Minisymposium Presentation
Accelerating Materials Modelling with Machine Learning: Challenges and Opportunities
Presenter
Presenter
Phil is a Research Software Engineer and lecturer in the School of Physics, Engineering & Technology at the University of York. He grew up in the 1980s, where he learned physics at school and computer programming on his 8-bit Sinclair ZX Spectrum. He now combines both interests, developing high-performance software to model and predict new materials using quantum mechanics. Phil chairs the UK Car-Parrinello High-End Computing Consortium, and is the Knowledge Exchange Coordinator for the Particles At eXascale (PAX-HPC) project, part of the UK's ExCALIBUR exascale readiness programme.
Description
First-principles materials modelling software can accurately predict many materials properties, but requires the numerical solution of complex, non-linear partial differential equations.

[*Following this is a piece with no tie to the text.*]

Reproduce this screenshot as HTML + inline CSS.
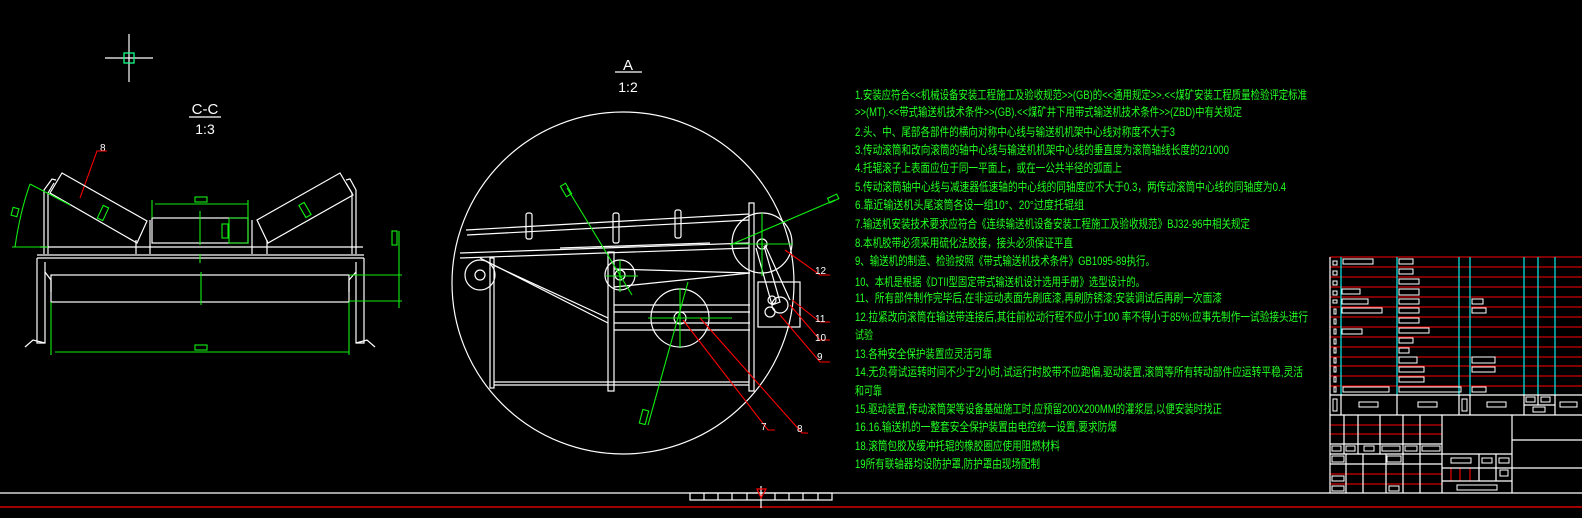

Solving these equations is computationally intensive, and first-principles simulations consume a significant fraction of HPC usage (e.g. ~40% of the UK ARCHER2 Tier-1 facility). In recent years, machine learning (ML) methods have been applied to some of these property simulations, to reduce the number of numerical evaluations. The vast materials parameter space means that devising a "universal" ML model is challenging. One promising alternative is to couple the ML and direct numerical simulations more tightly, training and using the ML "on-the-fly". We will discuss these challenges and opportunities, along with results from embedding Gaussian Process-based ML models in the popular CASTEP first-principles modelling software, to reproduce and predict atomic forces substantially faster and with controllable uncertainty.